The Eagle: Color me a little surprised that Kevin McDonald’s tedious-looking gladiator movie is getting some decent notices, but then, McDonald’s slick but half-empty State of Play and The Last King of Scotland garnered strangely accepting marks, too. Here, instead of past and future Oscar winners, McDonald directs Tatum Channing Tatum O’Channing as a soldier at least momentarily (perhaps, based on the trailers, as late as an hour into the movie) bossed around by Jamie Bell, which is as matters should be, but probably not as they will remain. [Channing Tatum is a gift. Let’s unwrap him. -Ed.]
Gnomeo & Juliet: Here’s what kind of straw-grasping mess of an ad campaign announces the existence of Gnomeo & Juliet, the type of movie that sounds exactly like it was commissioned based on its title: I was walking in Manhattan the other day, and I saw a Gnomeo ad on that triangular dealie on the top of a cab. Full text of the ad: “This cab is powered by gnomes!” with accompanying pictures of the lawn gnomes from the movie. Not to dissect a silly ad for a kid-movie programmer, but: what the hell? Unless a major facet of this movie is the conceit that gnomes secretly provide electricity or internal combustion to a variety of everyday processes (and if so, the other advertising materials have not done a good job of conveying this), joking that a cab is “powered by gnomes” makes absolutely no fucking sense to someone who’s not tripping balls. Also, if I thought that even one of these lovelorn gnomes might commit suicide in the end, I’d buy a ticket.
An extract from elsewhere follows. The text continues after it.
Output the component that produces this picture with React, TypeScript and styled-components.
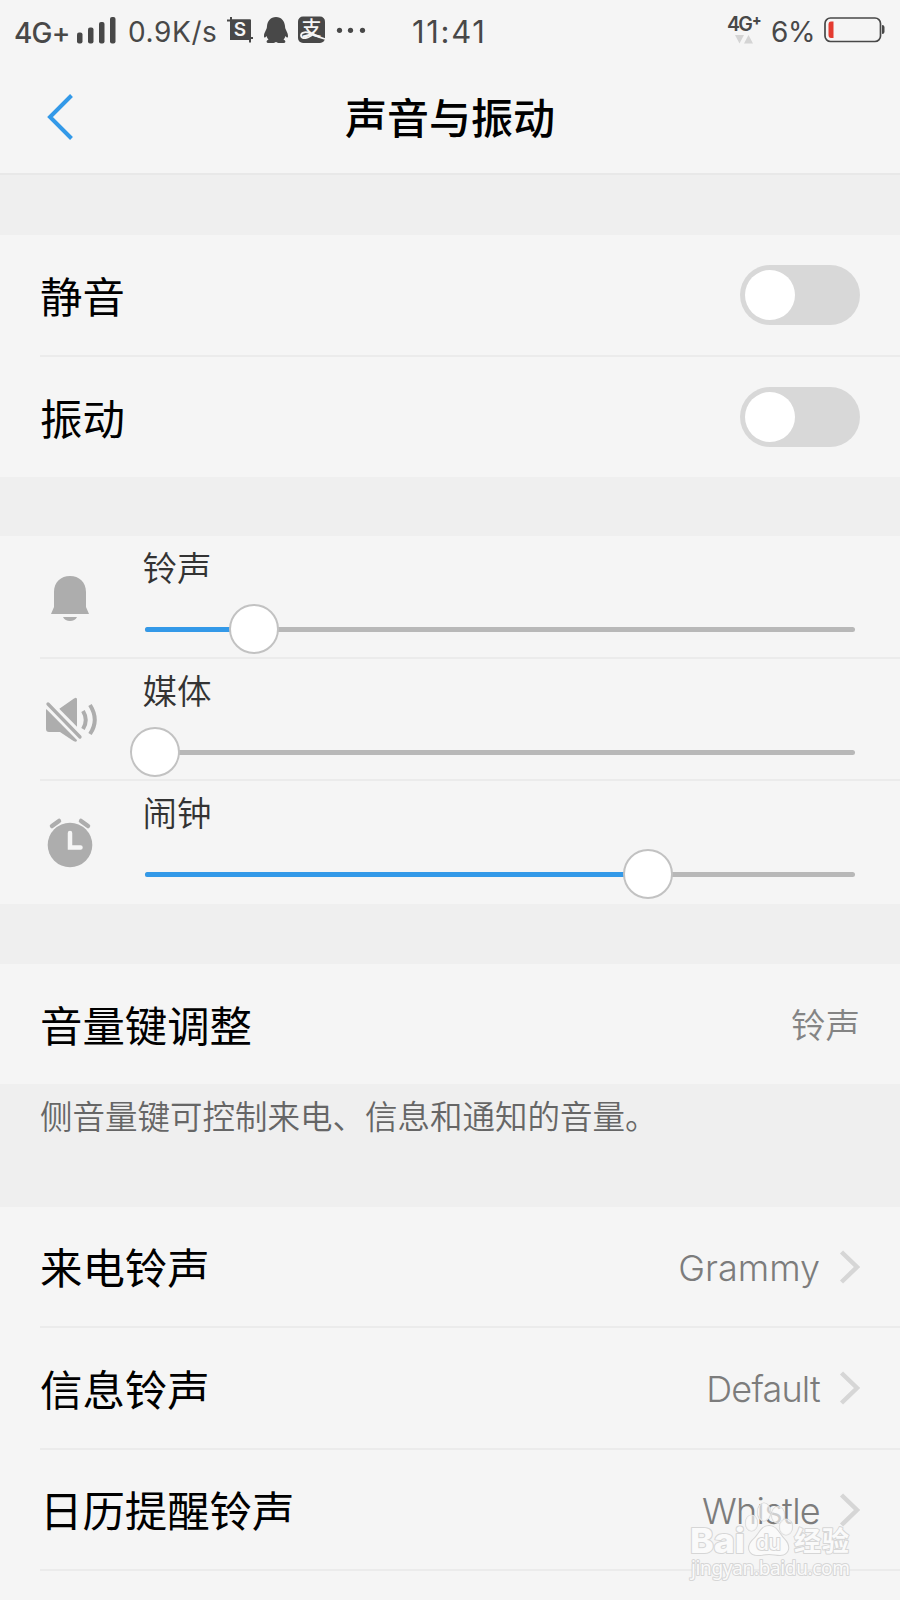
import React from "react";
import styled, { createGlobalStyle } from "styled-components";

const GlobalStyle = createGlobalStyle`
  * { box-sizing: border-box; }
  body {
    margin: 0;
    background: #f5f5f5;
    font-family: Inter, "Noto Sans CJK SC", sans-serif;
    color: #000;
  }
  svg { overflow: visible; flex: none; }
`;

const Screen = styled.main`
  position: relative;
  width: 900px;
  height: 1600px;
  overflow: hidden;
  background: #efefef;
`;

const StatusBar = styled.div`
  display: grid;
  grid-template-columns: 412px 1fr auto;
  height: 60px;
  padding-right: 14px;
  align-items: center;
  background: #f5f5f5;
  color: #484848;
`;

const StatusGroup = styled.div`
  display: flex;
  align-items: center;
  height: 60px;
`;

const StatusText = styled.span<{
  $size: number;
  $width: number;
  $inset?: number;
  $spacing?: number;
  $shift?: number;
  $weight?: number;
}>`
  width: ${(p) => p.$width}px;
  font-size: ${(p) => p.$size}px;
  font-weight: ${(p) => p.$weight ?? 400};
  letter-spacing: ${(p) => p.$spacing ?? 0}px;
  padding: ${(p) => p.$shift ?? 0}px 0 0 ${(p) => p.$inset ?? 0}px;
  line-height: 34px;
  white-space: nowrap;
`;

const NetworkBadge = styled.div`
  display: flex;
  flex-direction: column;
  width: 44px;
  height: 33px;
  font-size: 19.5px;
  line-height: 20px;
  font-weight: 600;
  letter-spacing: -1.8px;
  white-space: nowrap;
`;

const BadgeLine = styled.span`
  display: flex;
  height: 21px;
`;

const BadgePlus = styled.span`
  margin: -4px 0 0 1px;
  font-size: 14px;
  font-weight: 800;
`;

const Arrows = styled.svg`
  margin-top: 0;
`;

const TitleBar = styled.header`
  display: grid;
  grid-template-columns: 120px 1fr 120px;
  align-items: center;
  height: 115px;
  border-bottom: 2px solid #e8e8e8;
  background: #f5f5f5;
`;

const BackButton = styled.button`
  display: flex;
  width: 80px;
  height: 80px;
  margin: 0 0 0 40px;
  padding: 15px 0 0 6px;
  border: 0;
  background: none;
`;

const Title = styled.h1`
  margin: 0;
  padding-top: 5px;
  font-size: 42px;
  line-height: 60px;
  font-weight: 500;
  text-align: center;
`;

const Section = styled.section<{ $top: number }>`
  margin-top: ${(p) => p.$top}px;
  background: #f5f5f5;
`;

const Row = styled.div<{ $height: number; $line?: boolean }>`
  display: flex;
  align-items: center;
  justify-content: space-between;
  height: ${(p) => p.$height}px;
  margin-left: 40px;
  padding-right: 40px;
  border-bottom: ${(p) => (p.$line ? "2px solid #ebebeb" : "0")};
`;

const Label = styled.span`
  padding-top: 5px;
  font-size: 42.4px;
  line-height: 60px;
`;

const Value = styled.span`
  display: flex;
  align-items: center;
  gap: 20px;
  font-size: 36px;
  font-weight: 300;
  line-height: 50px;
  color: #7c7c7c;
`;

const ValueText = styled.span<{ $spacing: number }>`
  padding-top: 2px;
  letter-spacing: ${(p) => p.$spacing}px;
`;

const CjkValue = styled.span`
  padding-top: 3px;
  font-size: 34.5px;
  font-weight: 350;
  line-height: 50px;
  color: #848484;
`;

const Toggle = styled.button`
  display: flex;
  align-items: center;
  width: 120px;
  height: 60px;
  padding: 5px;
  border: 0;
  border-radius: 30px;
  background: #d8d8d8;
`;

const Knob = styled.span`
  width: 50px;
  height: 50px;
  border-radius: 50%;
  background: #fff;
`;

const SliderRow = styled.div<{ $height: number; $line?: boolean }>`
  display: grid;
  grid-template-columns: 103px 1fr;
  height: ${(p) => p.$height}px;
  margin-left: 40px;
  padding-right: 45px;
  border-bottom: ${(p) => (p.$line ? "2px solid #ebebeb" : "0")};
`;

const SliderIcon = styled.div<{ $top: number }>`
  width: 60px;
  height: 60px;
  margin-top: ${(p) => p.$top}px;
`;

const SliderBody = styled.div`
  display: flex;
  flex-direction: column;
`;

const SliderLabel = styled.span`
  height: 50px;
  margin: 7px 0 0 -0.5px;
  font-size: 34.6px;
  font-weight: 350;
  line-height: 50px;
  color: #333;
`;

const Track = styled.div`
  position: relative;
  height: 5px;
  margin: 33.5px 0 0 2px;
  border-radius: 3px;
  background: #b8b8b8;
`;

const Fill = styled.div`
  height: 5px;
  border-radius: 3px;
  background: #3399e8;
`;

const Thumb = styled.span`
  position: absolute;
  top: -23px;
  width: 50px;
  height: 50px;
  margin-left: -25px;
  border: 2px solid #c2c2c2;
  border-radius: 50%;
  background: #fff;
`;

const Note = styled.p`
  margin: 0;
  height: 123px;
  padding: 10px 40px 0;
  font-size: 32.5px;
  font-weight: 350;
  line-height: 48px;
  color: #666;
  white-space: nowrap;
`;

const Watermark = styled.div`
  position: absolute;
  left: 688px;
  top: 1500px;
  width: 170px;
  height: 90px;
`;

const BellIcon = () => (
  <svg width="60" height="60" viewBox="0 0 60 60" fill="#adadad">
    <path d="M14 24C14 14 21 8 30 8s16 6 16 16v15l3 7H11l3-7z" />
    <path d="M23 49h14c-1 2.500-4 4-7 4s-6-1.500-7-4z" />
  </svg>
);

const MutedIcon = () => (
  <svg width="60" height="60" viewBox="0 0 60 60" fill="none">
    <path d="M6 20q0-1 1-1h12L34 8.500q3-2 3 1V50q0 3-3.500 1L20 42H9q-3 0-3-3z" fill="#adadad" />
    <path d="M4 10l38 38.500" stroke="#f5f5f5" strokeWidth="9.500" />
    <path d="M8 14l32 33" stroke="#adadad" strokeWidth="3.300" strokeLinecap="round" />
    <path d="M43 21q5.500 9 0 18M50 15q9.500 15 0 29" stroke="#adadad" strokeWidth="4" />
  </svg>
);

const AlarmIcon = () => (
  <svg width="60" height="60" viewBox="0 0 60 60" fill="none" strokeLinecap="round">
    <circle cx="30" cy="33" r="22.300" fill="#adadad" />
    <path d="M12 14l7-5M41 9l7 5" stroke="#adadad" strokeWidth="4.500" />
    <path d="M30 21v14.500h10.500" stroke="#f5f5f5" strokeWidth="4.500" />
  </svg>
);

const Chevron = () => (
  <svg width="20" height="34" viewBox="0 0 20 34" fill="none">
    <path d="M1.500 2L17 17 1.500 32" stroke="#d6d6d6" strokeWidth="4.500" />
  </svg>
);

const SignalIcon = () => (
  <svg width="40" height="28" viewBox="0 0 40 28" fill="#484848">
    <rect x="0" y="16.500" width="5.500" height="11" rx="2" />
    <rect x="11" y="11.500" width="5.500" height="16" rx="2" />
    <rect x="22" y="6" width="5.500" height="21.500" rx="2" />
    <rect x="33" y="1" width="5.500" height="26.500" rx="2" />
  </svg>
);

const NotificationIcons = () => (
  <svg width="140" height="30" viewBox="0 0 140 30" fill="#484848">
    <path d="M0 5.500h23v22M4 2v21h22" stroke="#484848" strokeWidth="2" fill="none" />
    <rect x="3" y="4.500" width="20" height="20.500" />
    <text x="13" y="21" fill="#f5f5f5" fontFamily="Inter" fontSize="19" fontWeight="600" textAnchor="middle">S</text>
    <path d="M49 2c5.500 0 8.500 4 9 9 0 4 3 6 3 10 0 2-1 2-2.500 0-.5 1.500-1 2.500-2 3.500 2.500 1 2.500 3.500 0 3.500h-5c-1.500 0-1.500-1-2.500-1s-1 1-2.500 1h-5c-2.500 0-2.500-2.500 0-3.500-1-1-1.500-2-2-3.500-1.500 2-2.500 2-2.500 0 0-4 3-6 3-10 .5-5 3.500-9 9-9z" />
    <rect x="71" y="1.500" width="27" height="26.500" rx="5" />
    <text x="84.500" y="20.500" fill="#f5f5f5" fontFamily="Noto Sans CJK SC" fontSize="20" fontWeight="500" textAnchor="middle">支</text>
    <path d="M84 19c-4-3-10-2-10 1.500 0 4 8 3.500 13-2.500M86 19q5 3 12 5" stroke="#f5f5f5" strokeWidth="1.800" fill="none" />
    <circle cx="112.500" cy="15.300" r="2.600" />
    <circle cx="123.500" cy="15.300" r="2.600" />
    <circle cx="135.500" cy="15.300" r="2.600" />
  </svg>
);

const BatteryIcon = () => (
  <svg width="62" height="26" viewBox="0 0 62 26">
    <rect x="1" y="1" width="55.500" height="23.500" rx="5.500" fill="none" stroke="#484848" strokeWidth="1.700" />
    <path d="M58 8q2.500 0 2.500 2v5q0 2-2.500 2z" fill="#484848" />
    <path d="M9.500 4.500v16.500H7q-2.500 0-2.500-3V7.500q0-3 2.500-3z" fill="#e43b30" />
  </svg>
);

const SLIDERS = [
  { name: "铃声", level: 1, icon: <BellIcon />, iconTop: 32, height: 123 },
  { name: "媒体", level: 0, icon: <MutedIcon />, iconTop: 31, height: 122 },
  { name: "闹钟", level: 5, icon: <AlarmIcon />, iconTop: 31, height: 123 },
];

const RINGTONES = [
  { name: "来电铃声", value: "Grammy", spacing: 0, height: 121 },
  { name: "信息铃声", value: "Default", spacing: -0.8, height: 122 },
  { name: "日历提醒铃声", value: "Whistle", spacing: -0.7, height: 121 },
];

const MAX_LEVEL = 7;

export default function App() {
  return (
    <Screen>
      <GlobalStyle />
      <StatusBar>
        <StatusGroup>
          <StatusText $size={28} $width={77} $inset={14} $spacing={-0.8} $shift={5} $weight={500}>4G+</StatusText>
          <SignalIcon />
          <StatusText $size={28} $width={110} $inset={11} $spacing={0.6} $shift={3}>0.9K/s</StatusText>
          <NotificationIcons />
        </StatusGroup>
        <StatusText $size={31} $width={100} $spacing={1.7} $shift={3}>11:41</StatusText>
        <StatusGroup>
          <NetworkBadge>
            <BadgeLine>
              4G<BadgePlus>+</BadgePlus>
            </BadgeLine>
            <Arrows width="26" height="9" viewBox="0 0 26 9" fill="#d4d4d4">
              <path d="M8 0h9l-4.500 8.500zM17 8.500h9L21.500 0z" />
            </Arrows>
          </NetworkBadge>
          <StatusText $size={28} $width={53} $spacing={-0.3} $shift={3}>6%</StatusText>
          <BatteryIcon />
        </StatusGroup>
      </StatusBar>

      <TitleBar>
        <BackButton aria-label="返回">
          <svg width="30" height="50" viewBox="0 0 30 50" fill="none">
            <path d="M25.500 3.500L4 25 25.500 46.500" stroke="#3399e8" strokeWidth="4" />
          </svg>
        </BackButton>
        <Title>声音与振动</Title>
      </TitleBar>

      <Section $top={60}>
        <Row $height={122} $line>
          <Label>静音</Label>
          <Toggle role="switch" aria-checked={false}><Knob /></Toggle>
        </Row>
        <Row $height={120}>
          <Label>振动</Label>
          <Toggle role="switch" aria-checked={false}><Knob /></Toggle>
        </Row>
      </Section>

      <Section $top={59}>
        {SLIDERS.map((s, i) => (
          <SliderRow key={s.name} $height={s.height} $line={i < 2}>
            <SliderIcon $top={s.iconTop}>{s.icon}</SliderIcon>
            <SliderBody>
              <SliderLabel>{s.name}</SliderLabel>
              <Track>
                <Fill style={{ width: `${(s.level / MAX_LEVEL) * 100}%` }} />
                <Thumb style={{ left: 10 + (s.level / MAX_LEVEL) * 690 }} />
              </Track>
            </SliderBody>
          </SliderRow>
        ))}
      </Section>

      <Section $top={60}>
        <Row $height={120}>
          <Label>音量键调整</Label>
          <CjkValue>铃声</CjkValue>
        </Row>
      </Section>
      <Note>侧音量键可控制来电、信息和通知的音量。</Note>

      <Section $top={0}>
        {RINGTONES.map((r) => (
          <Row key={r.name} $height={r.height} $line>
            <Label>{r.name}</Label>
            <Value>
              <ValueText $spacing={r.spacing}>{r.value}</ValueText>
              <Chevron />
            </Value>
          </Row>
        ))}
        <Row $height={40} />
      </Section>

      <Watermark>
        <svg width="170" height="90" viewBox="0 0 170 90" fill="#fafafa" stroke="#d6d6d6" strokeWidth="2" strokeLinejoin="round" paintOrder="stroke">
          <text x="2" y="53" fontFamily="Inter" fontSize="34" fontWeight="800" textLength="55" lengthAdjust="spacingAndGlyphs">Bai</text>
          <g strokeWidth="1.200" fillOpacity="0.65">
            <ellipse cx="63.500" cy="23" rx="6" ry="8" />
            <ellipse cx="76" cy="12" rx="6.500" ry="9" />
            <ellipse cx="90" cy="15" rx="6.500" ry="8.500" />
            <ellipse cx="98" cy="27" rx="6.500" ry="8" />
          </g>
          <path d="M81 26c8 0 10 8 15 13 7 7 5 16-4 16-4 0-7-1-11-1s-7 1-11 1c-9 0-12-8-5-15 6-5 8-14 16-14z" />
          <text x="68" y="50" fontFamily="Inter" fontSize="21" fontWeight="500" textLength="25">du</text>
          <text x="106" y="51" fontFamily="Noto Sans CJK SC" fontSize="27" fontWeight="700" textLength="55">经验</text>
          <text x="3" y="75" fontFamily="Noto Sans" fontSize="19" textLength="159">jingyan.baidu.com</text>
        </svg>
      </Watermark>
    </Screen>
  );
}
Justin Bieber: Never Say Never: I’m going to tread very carefully here. I’ve heard that a bunch of film critics were disinvited from screenings of this docu-bio-infomercial, but I’m pretty sure that was for their own safety. If those unsuspecting critics were to see the movie and go ahead with their already-half-written pans, the Bieber army would descend upon them with great force and terrible vengeance, ripping them limb from pasty limb, devouring them, spelling out “luv u justin” with their blood and devouring their brains, not to gain their knowledge, but to better eradicate the production of anti-Bieber thoughts. Even the slightest provocation of the Bieber army can result in this kind of ghoulish violence, or worse. It’s like that old maxim: if you can’t say anything nice, Justin Bieber’s prepubescent fans will liquefy and consume you. So Never Say Never certainly looks… intriguing. And… feature-length. Also: lucrative.